My early opinion, and a popular one, is that our view of God grows out of our view of our fathers, if we have one at home, and if not, from our view of other male authority figures in our lives. There is unquestionably validity to this theory. I remember counseling a brother who grew up with a very domineering, harsh father. His view of God was obviously faulty based on clear evidence in his life. I once asked him to take a week and come back with a very specific description of how he viewed God. He basically described God as what we call the “Clockmaker God.” In other words, God did create the world (wound it up to start it ticking) but has nothing to do with us besides watch what we do. He is uninvolved in our lives physically and emotionally. He watches us and will one day judge us on the basis of what he has observed in us. After this “god” was described, I asked him who it sounded like, and without hesitation, he said, “my dad.”
This idea of how we develop our view of God obviously has merit and for years, I thought my view of God came through this manner. My dad was very harsh in my young, most formative years. Thankfully, when I got married at age 22, it was like Daddy took off his parent’s hat and put on his friend’s hat. In the decades following until his death, we were really good friends. Evidently, it was in the Ferguson family culture that a father was responsible for his children until they were adults but not afterwards. This view would understandably have relieved a lot of Dad’s stress of feeling responsible for me prior to my marriage. But what happens to children in their most formative early years does continue to affect us. Logically, my father could have been the one who strongly influenced me to see God as harsh.
However, ongoing talks with my younger sister helped me to figure out that this wasn’t the case—a surprise to me. Pam and I are 10 ½ years different in age but think a lot the same. We definitely have a shared view of our immediate family and extended family as well. She is much nicer and gentler than I am, but we are in most ways on the same wavelength in our views. My frequent talks with her have been so helpful to me in many ways. She is a very wise and spiritual woman, the wife of a preacher. We laugh at how we grew up in a dysfunction family, including our extended family, yet I ended up a preacher and she ended up married to one. God has his ways, often mysterious ways, as the old hymn words it.

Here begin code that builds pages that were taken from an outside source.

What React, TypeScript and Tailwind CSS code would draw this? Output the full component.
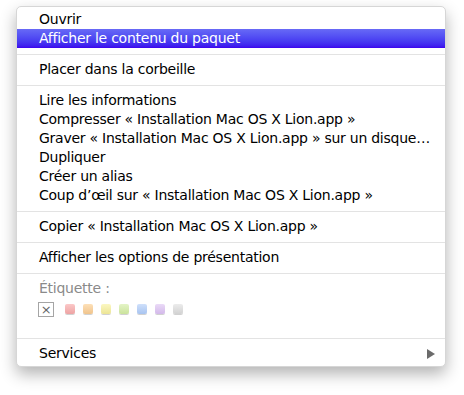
const items1 = ['Lire les informations', 'Compresser « Installation Mac OS X Lion.app »', 'Graver « Installation Mac OS X Lion.app » sur un disque…', 'Dupliquer', 'Créer un alias', 'Coup d’œil sur « Installation Mac OS X Lion.app »'];

const swatches = [
    'from-[#fbc8c8] to-[#eda3a3]',
    'from-[#fde0b8] to-[#f0c48c]',
    'from-[#fbf7c2] to-[#ece595]',
    'from-[#e4f4c6] to-[#cbe39c]',
    'from-[#cfe0fb] to-[#a8c4f0]',
    'from-[#eadaf7] to-[#d3b9ea]',
    'from-[#ececec] to-[#d2d2d2]',
];

const Row = ({ children, active }: { children: React.ReactNode; active?: boolean }) => (
    <div
        className={`h-[19px] pl-[22px] pr-4 leading-[19px] whitespace-nowrap ${
            active ? 'bg-gradient-to-b from-[#6869f6] to-[#3c00ee] text-white' : 'text-black'
        }`}
    >
        {children}
    </div>
);

const Sep = () => (
    <div className="h-3 flex items-center">
        <div className="h-px w-full bg-[#e3e3e3]" />
    </div>
);

export default function App() {
    return (
        <div className="w-[464px] h-[395px] bg-white pt-[6px] pl-4" style={{ fontFamily: '"DejaVu Sans", "Liberation Sans", sans-serif' }}>
            <div className="w-[430px] bg-white rounded-[5px] border border-[#d6d6d6] shadow-[0_7px_16px_rgba(0,0,0,0.3)] py-[3px] text-[14px] tracking-[-0.25px]">
                <Row>Ouvrir</Row>
                <Row active>Afficher le contenu du paquet</Row>
                <Sep />
                <Row>Placer dans la corbeille</Row>
                <Sep />
                {items1.map(t => (
                    <Row key={t}>{t}</Row>
                ))}
                <Sep />
                <Row>Copier « Installation Mac OS X Lion.app »</Row>
                <Sep />
                <Row>Afficher les options de présentation</Row>
                <Sep />
                <div className="h-[19px] pl-[22px] leading-[19px] text-[#8a8a8a]">Étiquette :</div>
                <div className="h-[34px] pl-[21px] pt-[4px] flex items-start gap-[8px]">
                    <div className="w-4 h-[15px] border border-[#a5a5a5] bg-white flex items-center justify-center text-[#666] text-[13px] leading-none mr-[3px]">
                        ×
                    </div>
                    {swatches.map(s => (
                        <div key={s} className={`w-[10px] h-[10px] mt-[2px] rounded-[2px] bg-gradient-to-b ${s} shadow-[0_1px_0_rgba(0,0,0,0.18)]`} />
                    ))}
                </div>
                <Sep />
                <div className="h-[19px] pl-[22px] pr-[10px] leading-[19px] flex items-center justify-between">
                    <span>Services</span>
                    <svg width="8" height="10" viewBox="0 0 8 10">
                        <path d="M0 0 L8 5 L0 10 Z" fill="#6b6b6b" />
                    </svg>
                </div>
            </div>
        </div>
    );
}
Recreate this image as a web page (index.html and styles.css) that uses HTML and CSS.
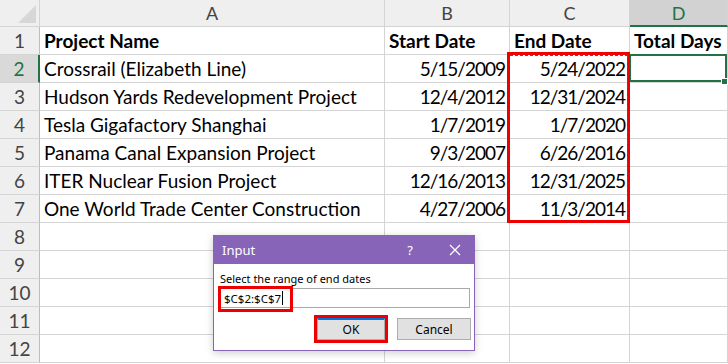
FILE: index.html
```html
<!DOCTYPE html>
<html>
<head>
<meta charset="utf-8">
<link rel="stylesheet" href="styles.css">
</head>
<body>
<div class="sheet">
  <div class="grid">
    <div class="corner"><span class="tri"></span></div>
    <div class="ch">A</div><div class="ch">B</div><div class="ch">C</div><div class="ch ch-sel">D</div>

    <div class="rh">1</div><div class="c bold">Project Name</div><div class="c bold">Start Date</div><div class="c bold">End Date</div><div class="c bold">Total Days</div>
    <div class="rh rh-sel">2</div><div class="c">Crossrail (Elizabeth Line)</div><div class="c num">5/15/2009</div><div class="c num">5/24/2022</div><div class="c active"><span class="handle"></span></div>
    <div class="rh">3</div><div class="c">Hudson Yards Redevelopment Project</div><div class="c num">12/4/2012</div><div class="c num">12/31/2024</div><div class="c"></div>
    <div class="rh">4</div><div class="c">Tesla Gigafactory Shanghai</div><div class="c num">1/7/2019</div><div class="c num">1/7/2020</div><div class="c"></div>
    <div class="rh">5</div><div class="c">Panama Canal Expansion Project</div><div class="c num">9/3/2007</div><div class="c num">6/26/2016</div><div class="c"></div>
    <div class="rh">6</div><div class="c">ITER Nuclear Fusion Project</div><div class="c num">12/16/2013</div><div class="c num">12/31/2025</div><div class="c"></div>
    <div class="rh">7</div><div class="c">One World Trade Center Construction</div><div class="c num">4/27/2006</div><div class="c num">11/3/2014</div><div class="c"></div>
    <div class="rh">8</div><div class="c"></div><div class="c"></div><div class="c"></div><div class="c"></div>
    <div class="rh">9</div><div class="c"></div><div class="c"></div><div class="c"></div><div class="c"></div>
    <div class="rh">10</div><div class="c"></div><div class="c"></div><div class="c"></div><div class="c"></div>
    <div class="rh">11</div><div class="c"></div><div class="c"></div><div class="c"></div><div class="c"></div>
    <div class="rh">12</div><div class="c"></div><div class="c"></div><div class="c"></div><div class="c"></div>
  </div>

  <div class="range"><div class="ants"></div></div>

  <div class="dialog">
    <div class="titlebar">
      <span class="title">Input</span>
      <span class="help">?</span>
      <svg class="close" width="12" height="12" viewBox="0 0 12 12"><path d="M1 1L11 11M11 1L1 11" stroke="#fff" stroke-width="1.3" fill="none"/></svg>
    </div>
    <div class="body">
      <div class="label">Select the range of end dates</div>
      <div class="input"><span class="val">$C$2:$C$7</span><span class="caret"></span></div>
      <div class="buttons">
        <button class="btn ok">OK</button>
        <button class="btn">Cancel</button>
      </div>
    </div>
  </div>
</div>
</body>
</html>
```
FILE: styles.css
```css
html, body {
  margin: 0;
  padding: 0;
  background: #fff;
  overflow: hidden;
}
.sheet {
  position: relative;
  width: 728px;
  height: 364px;
  overflow: hidden;
  font-family: Lato, "Open Sans", sans-serif;
}
.grid {
  display: grid;
  grid-template-columns: 40px 345px 125px 120px 98px;
  grid-template-rows: 27px repeat(12, 28px);
}
.grid > div {
  box-sizing: border-box;
  border-right: 1px solid #d4d4d4;
  border-bottom: 1px solid #d4d4d4;
  white-space: nowrap;
  overflow: visible;
}
.corner {
  background: #efefef;
  position: relative;
}
.corner .tri {
  position: absolute;
  right: 3px;
  bottom: 3px;
  width: 0;
  height: 0;
  border-left: 18px solid transparent;
  border-bottom: 18px solid #d7d7d7;
}
.ch {
  background: #efefef;
  color: #444;
  font-size: 18px;
  text-align: center;
  line-height: 26px;
}
.ch-sel {
  background: #d2d2d2;
  color: #217346;
  border-bottom: 2px solid #217346 !important;
}
.rh {
  background: #efefef;
  color: #444;
  font-size: 19px;
  text-align: center;
  line-height: 27px;
  border-right-color: #bdbdbd !important;
}
.rh-sel {
  background: #d9d9d9;
  color: #217346;
  border-right: 2px solid #217346 !important;
}
.c {
  font-size: 19px;
  color: #000;
  line-height: 28px;
  padding: 0 4px;
}
.bold {
  font-weight: bold;
}
.num {
  text-align: right;
  padding-right: 4px;
  letter-spacing: -1px;
}
.active {
  position: relative;
  box-shadow: inset 0 0 0 2px #217346;
  margin-left: -1px;
  margin-top: -1px;
}
.handle {
  position: absolute;
  right: -1px;
  bottom: -3px;
  width: 5px;
  height: 5px;
  background: #217346;
  border: 1px solid #fff;
}
.range {
  position: absolute;
  left: 507px;
  top: 52px;
  width: 123px;
  height: 171px;
  box-sizing: border-box;
  border: 3px solid #ee0000;
}
.ants {
  position: absolute;
  left: 0;
  top: 0;
  right: -1px;
  bottom: 0;
  border-top: 1px dashed #217346;
  border-right: 1px dashed #217346;
}
.dialog {
  position: absolute;
  left: 213px;
  top: 235px;
  width: 262px;
  height: 116px;
  box-sizing: border-box;
  border: 1px solid #8764b8;
  background: #fff;
  box-shadow: 0 2px 8px rgba(0,0,0,0.2);
  font-family: "Noto Sans", "Open Sans", sans-serif;
}
.titlebar {
  background: #8764b8;
  height: 28px;
  display: flex;
  align-items: center;
  color: #fff;
  padding-left: 8px;
}
.title {
  font-size: 13px;
  flex: 1;
}
.help {
  font-size: 13px;
  margin-right: 36px;
}
.close {
  margin-right: 13px;
}
.body {
  padding: 8px 0 0 6px;
}
.label {
  font-size: 11px;
  color: #000;
  line-height: 14px;
  height: 16px;
}
.input {
  width: 250px;
  height: 20px;
  box-sizing: border-box;
  border: 1px solid #aaa;
  display: flex;
  align-items: center;
  padding-left: 3px;
  position: relative;
}
.val {
  font-size: 11.5px;
  color: #000;
}
.caret {
  width: 1px;
  height: 14px;
  background: #000;
  margin-left: 1px;
}
.input::after {
  content: "";
  position: absolute;
  left: -3px;
  top: -3px;
  width: 75px;
  height: 26px;
  box-sizing: border-box;
  border: 3px solid #ee0000;
}
.buttons {
  display: flex;
  justify-content: flex-end;
  gap: 12px;
  margin-top: 10px;
  padding-right: 3px;
}
.btn {
  font-family: "Noto Sans", "Open Sans", sans-serif;
  font-size: 12px;
  height: 22px;
  width: 74px;
  background: #e1e1e1;
  border: 1px solid #adadad;
  color: #000;
  padding: 0;
}
.ok {
  width: 68px;
  position: relative;
  border-top: 2px solid #0078d7;
}
.ok::after {
  content: "";
  position: absolute;
  left: -4px;
  top: -5px;
  right: -4px;
  bottom: -4px;
  border: 3px solid #ee0000;
}
```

Through our talks, I eventually figured out where my view of God originated, and it wasn’t our dad. There are two parts to the answer. The first came to me when I pictured myself as a small child in the little church we attended. My dad came to church with Mother and me most of the time, but it was obvious to me even as a very young child that he was not into it. He attended to please my mother. Thus, I didn’t connect him to my concept of God. I remember (still) a man in that church who was a bit rotund and very kind, and when thinking of God, I pictured his face. Although that memory was embedded in my mind rather clearly, it was also embedded deeply enough to take some time and real concentration to dig it out. But if my earliest view of God grew out of my view of that particular kind man, how did I end up with a harsh view of God? That’s a really good question and it took me even more time to sort out the answer to that one.

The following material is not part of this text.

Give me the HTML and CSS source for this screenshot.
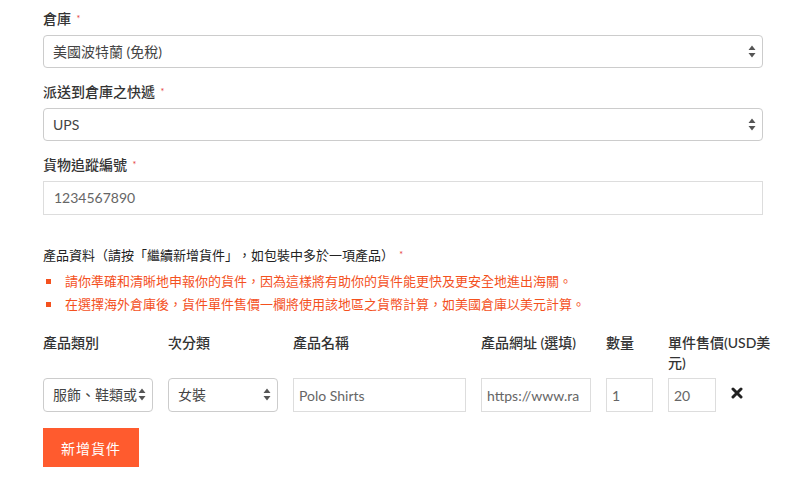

The little church of which we were a part was an odd one, and legalistic to the core. My grandmother and mother bore strong witness to the truth of this statement. My grandmother dwindled down to near nothing physically before dying just short of her 89th birthday. I believe she clung to life out of fear of meeting God, given her view of him. My mother reflected the same fears. Her view of death was never like the hymn, “Safe in the Arms of Jesus.” It much more resembled the view suggested by another hymn, “There’s An All-Seeing Eye Watching You.” Yes, that is a real song. Look it up on YouTube. The lyrics leave no doubt that this all-seeing eye (God) is watching you to see if you step out of line, not watching over you to protect you or love you. That was my mother’s view of God, and it pervaded her religious views across the board. Plus, it transferred to me, regrettably. While I will forever be indebted to my mother for instilling in me the utmost respect for God and an unshakable trust in the Bible as the inspired word of God, my view of God himself has been a burden not easily changed.

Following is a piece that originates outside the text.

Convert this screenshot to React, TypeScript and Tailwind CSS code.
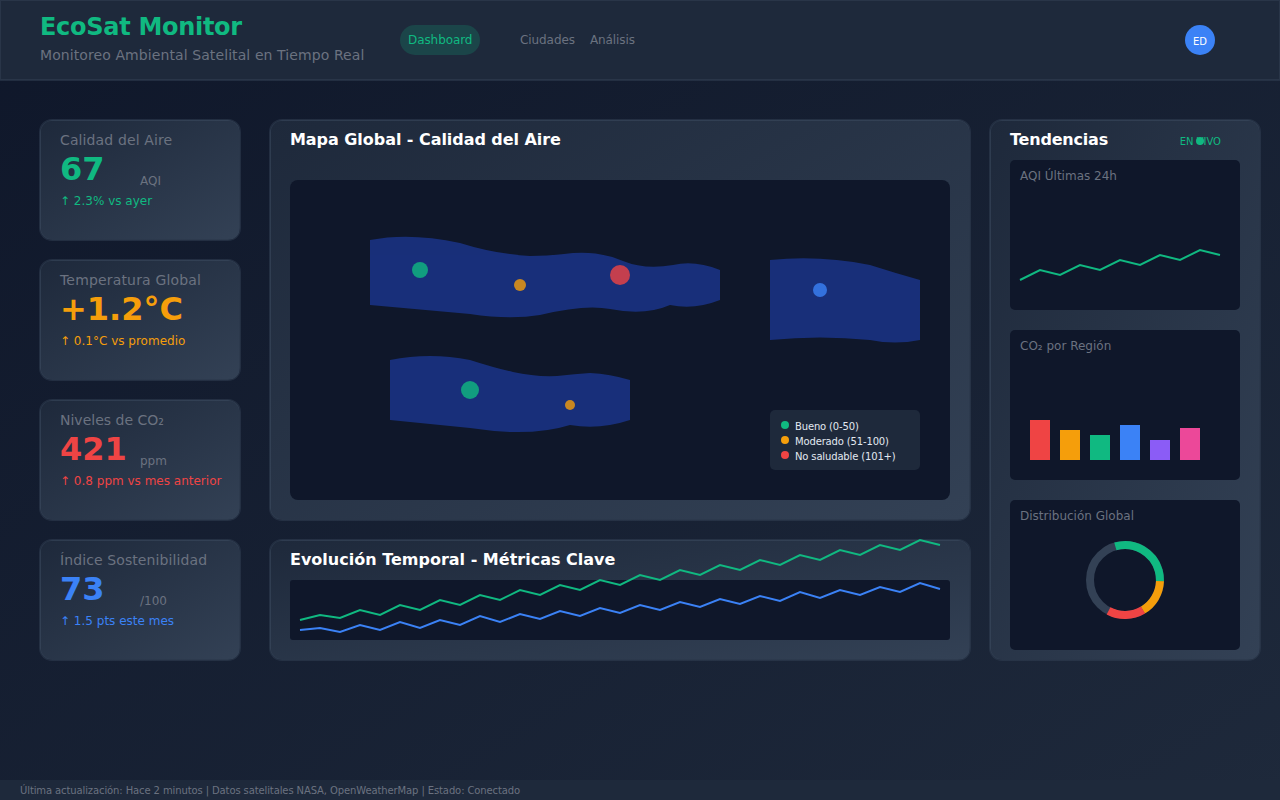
const green = "300,620 320,615 340,618 360,610 380,615 400,605 420,610 440,600 460,605 480,595 500,600 520,590 540,595 560,585 580,590 600,580 620,585 640,575 660,580 680,570 700,575 720,565 740,570 760,560 780,565 800,555 820,560 840,550 860,555 880,545 900,550 920,540 940,545";
const blue = "300,630 320,628 340,632 360,625 380,630 400,622 420,628 440,620 460,625 480,616 500,622 520,614 540,619 560,611 580,616 600,608 620,613 640,605 660,610 680,602 700,607 720,599 740,604 760,596 780,601 800,592 820,598 840,590 860,595 880,587 900,592 920,583 940,589";
const aqi = "1020,280 1040,270 1060,275 1080,265 1100,270 1120,260 1140,265 1160,255 1180,260 1200,250 1220,255";

const stats = [
  { label: "Calidad del Aire", labelTracking: "tracking-[0.12px]", value: "67", unit: "AQI", change: "↑ 2.3% vs ayer", color: "text-[#10b981]" },
  { label: "Temperatura Global", labelTracking: "tracking-[0.17px]", value: "+1.2°C", unit: "", change: "↑ 0.1°C vs promedio", color: "text-[#f59e0b]" },
  { label: "Niveles de CO₂", labelTracking: "", value: "421", unit: "ppm", change: "↑ 0.8 ppm vs mes anterior", color: "text-[#ef4444]" },
  { label: "Índice Sostenibilidad", labelTracking: "tracking-[0.1px]", value: "73", unit: "/100", change: "↑ 1.5 pts este mes", color: "text-[#3b82f6]" },
];

const bars = [
  { height: "h-[40px]", color: "bg-[#ef4444]" },
  { height: "h-[30px]", color: "bg-[#f59e0b]" },
  { height: "h-[25px]", color: "bg-[#10b981]" },
  { height: "h-[35px]", color: "bg-[#3b82f6]" },
  { height: "h-[20px]", color: "bg-[#8b5cf6]" },
  { height: "h-[32px]", color: "bg-[#ec4899]" },
];

const legend = [
  { label: "Bueno (0-50)", color: "bg-[#10b981]" },
  { label: "Moderado (51-100)", color: "bg-[#f59e0b]" },
  { label: "No saludable (101+)", color: "bg-[#ef4444]" },
];

const panel = "shrink-0 rounded-[12px] border border-[#334155]/50 ring-1 ring-[#334155]/50 bg-linear-to-br from-[#1e293b] to-[#334155]";

function StatCard({ label, labelTracking, value, unit, change, color }: (typeof stats)[number]) {
  return (
    <div className={`${panel} h-[120px] px-[19px] pt-[9px]`}>
      <p className={`text-[14px] leading-[20px] text-[#6b7280] ${labelTracking}`}>{label}</p>
      <div className="flex h-[38px] items-start">
        <span className={`min-w-[80px] text-[32px] leading-[39px] font-bold ${color}`}>{value}</span>
        <span className="mt-[23px] text-[12px] leading-[16px] text-[#6b7280]">{unit}</span>
      </div>
      <p className={`mt-[5px] whitespace-nowrap text-[12px] leading-[16px] ${color}`}>{change}</p>
    </div>
  );
}

function ChartCard({ title, children }: { title: string; children: React.ReactNode }) {
  return (
    <div className="flex h-[150px] flex-col rounded-[5px] bg-[#0f172a]">
      <p className="px-[10px] pt-[8px] text-[12px] leading-[16px] text-[#6b7280]">{title}</p>
      {children}
    </div>
  );
}

export default function App() {
  return (
    <div className="flex h-[800px] w-[1280px] flex-col overflow-hidden bg-linear-to-br from-[#0f172a] to-[#1e293b] font-['DejaVu_Sans',sans-serif]">
      <header className="flex h-[80px] shrink-0 items-center border border-[#334155]/50 bg-[#1e293b] pl-[39px] pr-[64px] ring-1 ring-[#334155]/50">
        <div className="mb-[3px] w-[360px]">
          <h1 className="text-[24px] leading-[28px] font-bold tracking-[-0.29px] text-[#10b981]">EcoSat Monitor</h1>
          <p className="mt-[5px] whitespace-nowrap text-[14px] leading-[18px] tracking-[0.09px] text-[#6b7280]">Monitoreo Ambiental Satelital en Tiempo Real</p>
        </div>
        <nav className="flex items-center text-[12px] tracking-[-0.08px] text-[#6b7280]">
          <a className="flex h-[30px] w-[80px] items-center rounded-[15px] bg-[#10b981]/20 pl-[8px] text-[#10b981]">Dashboard</a>
          <a className="ml-[40px]">Ciudades</a>
          <a className="ml-[15px]">Análisis</a>
        </nav>
        <div className="ml-auto flex h-[30px] w-[30px] items-center justify-center rounded-full bg-[#3b82f6] pt-[2px] text-[10px] text-white">ED</div>
      </header>

      <main className="flex px-[40px] pt-[40px]">
        <div className="mr-[30px] flex w-[200px] shrink-0 flex-col gap-[20px]">
          {stats.map((stat) => (
            <StatCard key={stat.label} {...stat} />
          ))}
        </div>

        <div className="mr-[20px] flex w-[700px] shrink-0 flex-col gap-[20px]">
          <section className={`${panel} h-[400px] px-[19px] pt-[9px]`}>
            <h2 className="text-[16px] leading-[20px] font-bold tracking-[-0.05px] text-white">Mapa Global - Calidad del Aire</h2>
            <div className="relative mt-[30px] h-[320px] rounded-[8px] bg-[#0f172a]">
              <svg viewBox="290 180 660 320" className="h-full w-full">
                <g fill="#1e40af" opacity="0.6">
                  <path d="M370 240 Q410 232 460 243 Q495 254 530 256 Q550 256 573 253 Q600 251 623 261 Q645 270 673 265 Q695 260 720 270 L720 300 Q695 310 670 305 Q645 316 610 309 Q585 304 540 315 Q510 320 470 314 L370 305 Z" />
                  <path d="M390 360 Q430 352 470 360 Q495 368 513 372 Q535 377 557 376 Q575 374 590 373 Q610 374 630 380 L630 420 Q600 430 570 425 Q545 433 510 432 Q490 431 470 428 L390 420 Z" />
                  <path d="M770 260 Q820 255 870 265 Q895 273 920 280 L920 340 Q895 345 870 340 Q820 335 770 340 Z" />
                </g>
                <g opacity="0.8">
                  <circle cx="420" cy="270" r="8" fill="#10b981" />
                  <circle cx="520" cy="285" r="6" fill="#f59e0b" />
                  <circle cx="620" cy="275" r="10" fill="#ef4444" />
                  <circle cx="820" cy="290" r="7" fill="#3b82f6" />
                  <circle cx="470" cy="390" r="9" fill="#10b981" />
                  <circle cx="570" cy="405" r="5" fill="#f59e0b" />
                </g>
              </svg>
              <div className="absolute left-[480px] top-[230px] h-[60px] w-[150px] rounded-[5px] bg-[#1e293b] pl-[11px] pt-[8px]">
                {legend.map((item) => (
                  <div key={item.label} className="flex h-[15px] items-start gap-[6px] text-[10px] leading-[12px] tracking-[-0.15px] text-[#e2e8f0]">
                    <span className={`mt-[3px] h-[8px] w-[8px] rounded-full ${item.color}`} />
                    <span className="mt-[3px] whitespace-nowrap">{item.label}</span>
                  </div>
                ))}
              </div>
            </div>
          </section>

          <section className={`${panel} h-[120px] px-[19px] pt-[9px]`}>
            <h2 className="text-[16px] leading-[20px] font-bold text-white">Evolución Temporal - Métricas Clave</h2>
            <div className="mt-[10px] h-[60px] rounded-[3px] bg-[#0f172a]">
              <svg viewBox="290 580 660 60" className="h-full w-full overflow-visible" fill="none" strokeWidth="2">
                <polyline points={green} stroke="#10b981" />
                <polyline points={blue} stroke="#3b82f6" />
              </svg>
            </div>
          </section>
        </div>

        <aside className={`${panel} flex h-[540px] w-[270px] flex-col px-[19px] pt-[9px]`}>
          <div className="flex h-[20px] items-center justify-between">
            <h2 className="text-[16px] leading-[20px] font-bold tracking-[-0.2px] text-white">Tendencias</h2>
            <span className="relative mr-[19px] mt-[2px] text-[10px] text-[#10b981]">
              EN VIVO
              <span className="absolute left-[16px] top-[3px] h-[8px] w-[8px] rounded-full bg-[#10b981]" />
            </span>
          </div>
          <div className="mt-[10px] flex flex-col gap-[20px]">
            <ChartCard title="AQI Últimas 24h">
              <svg viewBox="1010 184 230 126" className="h-[126px] w-[230px]" fill="none">
                <polyline points={aqi} stroke="#10b981" strokeWidth="2" />
              </svg>
            </ChartCard>
            <ChartCard title="CO₂ por Región">
              <div className="mt-auto flex items-end gap-[10px] pb-[20px] pl-[20px]">
                {bars.map((bar) => (
                  <div key={bar.color} className={`w-[20px] ${bar.height} ${bar.color}`} />
                ))}
              </div>
            </ChartCard>
            <ChartCard title="Distribución Global">
              <svg viewBox="1075 530 100 100" className="mx-auto mt-[6px] h-[100px] w-[100px]" fill="none" strokeWidth="8">
                <circle cx="1125" cy="580" r="35" stroke="#334155" />
                <g transform="rotate(-106 1125 580)">
                  <circle cx="1125" cy="580" r="35" stroke="#10b981" strokeDasharray="66 154" />
                </g>
                <g transform="rotate(2 1125 580)">
                  <circle cx="1125" cy="580" r="35" stroke="#f59e0b" strokeDasharray="35 185" />
                </g>
                <g transform="rotate(59 1125 580)">
                  <circle cx="1125" cy="580" r="35" stroke="#ef4444" strokeDasharray="36 184" />
                </g>
              </svg>
            </ChartCard>
          </div>
        </aside>
      </main>

      <footer className="mt-auto flex h-[20px] shrink-0 items-center bg-[#1e293b] pl-[20px] text-[10px] tracking-[-0.11px] text-[#6b7280]">
        Última actualización: Hace 2 minutos | Datos satelitales NASA, OpenWeatherMap | Estado: Conectado
      </footer>
    </div>
  );
}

To give you a practical example of what this kind of viewpoint produces, let me tell you about a conversation my mother had with me about sexual morality when I was in the 8th grade. I remember the year because of how I applied the content. In our church, sexual immorality, including sex before marriage, was pretty much viewed as the “unpardonable sin.” On that occasion, Mother basically explained it in much that way. If you had sex before marriage, you were destined for hell – no if’s and no but’s. I at once thought of my friend Ronnie. He had recently told me about having sex for the first time, and I do recall that we were in the 8th grade. I remember thinking to myself as mother continued her lecture, “Well, that’s it for Ronnie. No matter what else happens the rest of his life, he is doomed to hell.” As you can surmise, the doctrines of forgiveness and grace received little emphasis in our group.
Then to add to my problem while still fairly young, I attended what was called a “Preacher’s School” when in my upper 20’s to prepare for ministry. I loved what I learned in that school in so many ways, but we too were bent in a fairly legalistic direction. The curriculum was impressive, especially in its focus on the biblical text. We went through the entire Bible in a verse-by-verse fashion. I learned a ton of Bible in the process and loved every minute of it. However, since we dug into the entire text of the Old Testament, given my predisposition to see God as harsh, certain accounts in the OT added evidence that my view must be correct. We also studied the texts emphasizing grace, but my background blocked me from fully appreciating these types of passages. The harsh stuff stood out, and there’s plenty of it in there to stand out.
I developed a sermon early on with the different ways men sin against God, using material from the OT. Here are some of the OT figures mentioned in my lesson: Cain, Nadab and Abihu, King Saul, Uzzah and others. Perhaps you are familiar with the account of Korah, Dathan and Abiram where their sin led to God opening up the ground to swallow them and their entire families. No doubt the OT has some scary stuff in it, and whatever one’s view of God is, these accounts have to be considered and explained in a way that harmonizes with our view of the nature of God. Honestly, that is no easy task for anyone, and it proved quite formidable for me.